У этого кабана, одного из самых крупных среди убитых мною, длинная спутанная шерсть была темно-коричневого цвета. У одних кабанов была почти черная окраска, у других — рыжеватая, а однажды мы видели стадо кабанов с такой светлой шерстью, что на какое-то мгновение мы приняли их за овец. У многих, однако, на голой шкуре торчало всего несколько щетинок. У поросят, появляющихся на свет между мартом и маем (самка обычно приносит пять штук), бывает мягкая полосатая шерстка, и выглядят они очень симпатично. Охотясь на кабанов, я обнаружил, что подкрадываться к ним с подветренной стороны бессмысленно. У кабанов к тому же хорошее зрение. Зато, когда они спят, они словно глохнут. Однажды, когда мы охотились на них верхом в зарослях тамариска, несколько арабов племени бени лам крикнули мне, чтобы я подъехал к ним; оказалось, что в кустах, в ярде от дюжины топочущих лошадей, храпит большой кабан. Маданы утверждают, что кабаны едят падаль. На Авайзидж я действительно видел частично обглоданные туши кабанов, которых я сам застрелил несколько дней тому назад, но они с тем же успехом могли быть обглоданы шакалами, которых здесь довольно много. Я опасался, что в этом году все шакалы утонут, так как оставалось совсем мало сухой земли, а вода будет подниматься по крайней мере еще два месяца.

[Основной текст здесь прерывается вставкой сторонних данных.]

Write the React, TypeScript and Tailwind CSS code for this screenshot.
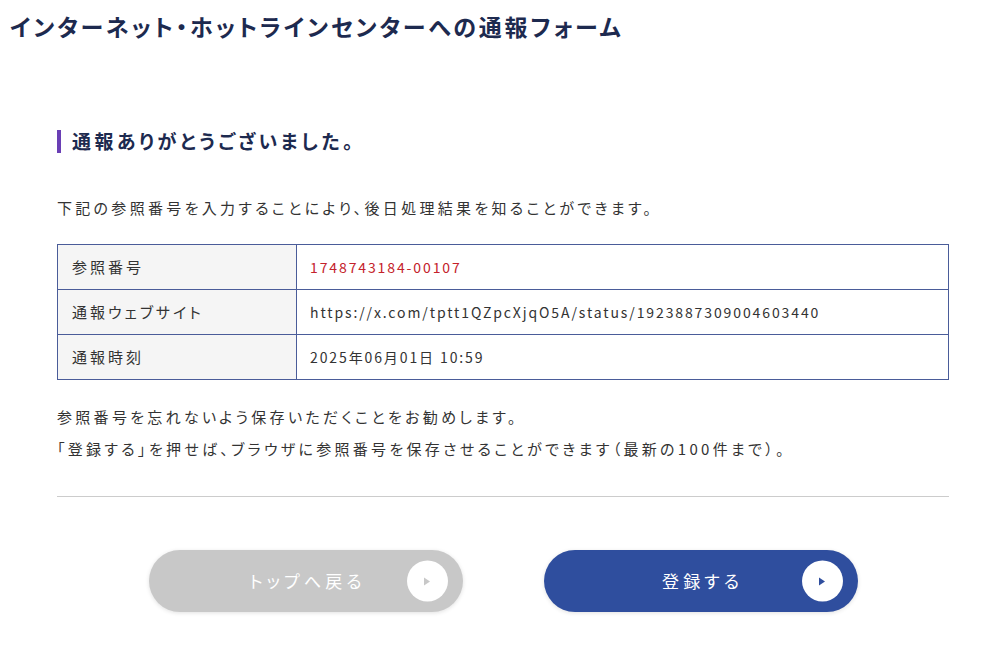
import React from 'react';

const FONT = "font-['Noto_Sans_CJK_JP','Noto_Sans',sans-serif]";

interface InfoRow {
  label: string;
  value: string;
  highlight?: boolean;
}

const ROWS: InfoRow[] = [
  { label: '参照番号', value: '1748743184-00107', highlight: true },
  { label: '通報ウェブサイト', value: 'https://x.com/tptt1QZpcXjqO5A/status/1923887309004603440' },
  { label: '通報時刻', value: '2025年06月01日 10:59' },
];

const PillButton: React.FC<{ label: string; disabled?: boolean }> = ({ label, disabled }) => (
  <button
    className={
      disabled
        ? 'relative w-[314px] h-[62px] rounded-full bg-[#c8c8c8] text-white text-[17px] tracking-[0.24em] shadow-[0_1px_4px_rgba(0,0,0,0.12)]'
        : 'relative w-[314px] h-[62px] rounded-full bg-[#2f4e9e] text-white text-[17px] tracking-[0.24em] shadow-[0_1px_4px_rgba(0,0,0,0.12)]'
    }
  >
    <span className="pl-[0.24em]">{label}</span>
    <span className="absolute right-[15px] top-1/2 -translate-y-1/2 w-[41px] h-[41px] rounded-full bg-white flex items-center justify-center">
      <svg width="8" height="10" viewBox="0 0 8 10">
        <polygon points="1,1 7,5 1,9" fill={disabled ? '#c8c8c8' : '#2f4e9e'} />
      </svg>
    </span>
  </button>
);

export default function App() {
  return (
    <div className={`${FONT} bg-white min-h-[646px] text-[#333] [font-feature-settings:'palt']`}>
      <h1 className="pt-[10px] pl-[10px] text-[23px] leading-[33px] font-bold tracking-[0.12em] text-[#1d2a4f]">
        インターネット・ホットラインセンターへの通報フォーム
      </h1>

      <div className="ml-[57px] w-[892px]">
        <h2 className="mt-[87px] h-[23px] flex items-center gap-[11px] text-[19px] font-bold tracking-[0.18em] text-[#1d2a4f]">
          <span className="w-[4px] h-[23px] bg-[#6a3fb5]" />
          通報ありがとうございました。
        </h2>

        <p className="mt-[43px] text-[15px] leading-[24px] tracking-[0.22em]">
          下記の参照番号を入力することにより、後日処理結果を知ることができます。
        </p>

        <table className="mt-[24px] w-full border-collapse border border-[#4a5c99]">
          <tbody>
            {ROWS.map((row) => (
              <tr key={row.label} className="h-[45px]">
                <td className="w-[239px] border border-[#4a5c99] bg-[#f5f5f5] pl-[14px] text-[15px] tracking-[0.2em]">
                  {row.label}
                </td>
                <td
                  className={
                    row.highlight
                      ? 'border border-[#4a5c99] pl-[13px] text-[14px] tracking-[0.135em] text-[#c4222b]'
                      : 'border border-[#4a5c99] pl-[13px] text-[14px] tracking-[0.135em] text-[#333]'
                  }
                >
                  {row.value}
                </td>
              </tr>
            ))}
          </tbody>
        </table>

        <div className="mt-[21px] text-[15px] leading-[32px] tracking-[0.22em]">
          <p>参照番号を忘れないよう保存いただくことをお勧めします。</p>
          <p>「登録する」を押せば、ブラウザに参照番号を保存させることができます（最新の100件まで）。</p>
        </div>

        <div className="mt-[31px] h-px bg-[#cccccc]" />

        <div className="mt-[53px] flex justify-center gap-[81px]">
          <PillButton label="トップへ戻る" disabled />
          <PillButton label="登録する" />
        </div>
      </div>
    </div>
  );
}
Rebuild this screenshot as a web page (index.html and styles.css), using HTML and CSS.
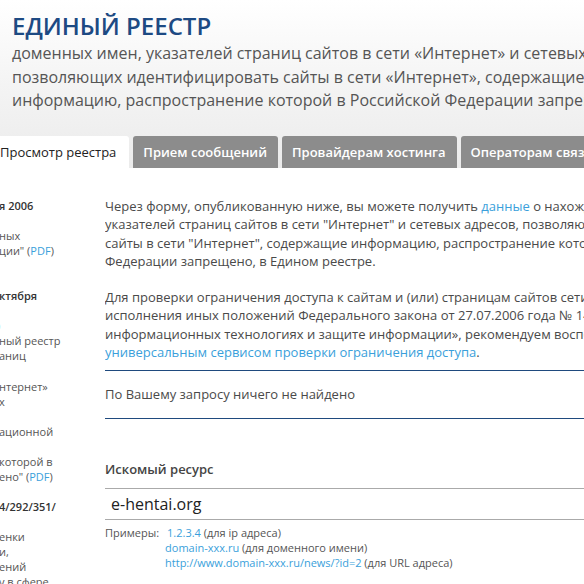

Часто мы ночевали в деревушках, где дома ограждала от окружающей их воды только небольшая, наспех сооруженная глинобитная стенка. Мне всегда казалось, что она рухнет, когда мы спим, и дом зальет водой фута на два. По ночам почти все время разражались грозовые бури, и мы быстро промокали, так как дождь лил сквозь дырявые крыши. Если утро было ясным, мы быстро все высушивали. Если же нет, то мы, продрогшие и несчастные, продолжали свой путь через обширные пространства воды и ила под нависшими над нами хмурыми небесами.
Когда мы пришли к устью Чахлы, окрестные деревни были уже затоплены. В одной из них защитная глинобитная стена была за ночь снесена, и жители бродили по воде, разыскивая свои пожитки. По всему течению Чахла прорвала берега и залила неубранные поля пшеницы и ячменя. Когда наконец мы решили снова перебраться через Тигр, вода была уже вровень с дамбой. Мы полили водой землю и волоком перетащили свою тарраду через дамбу.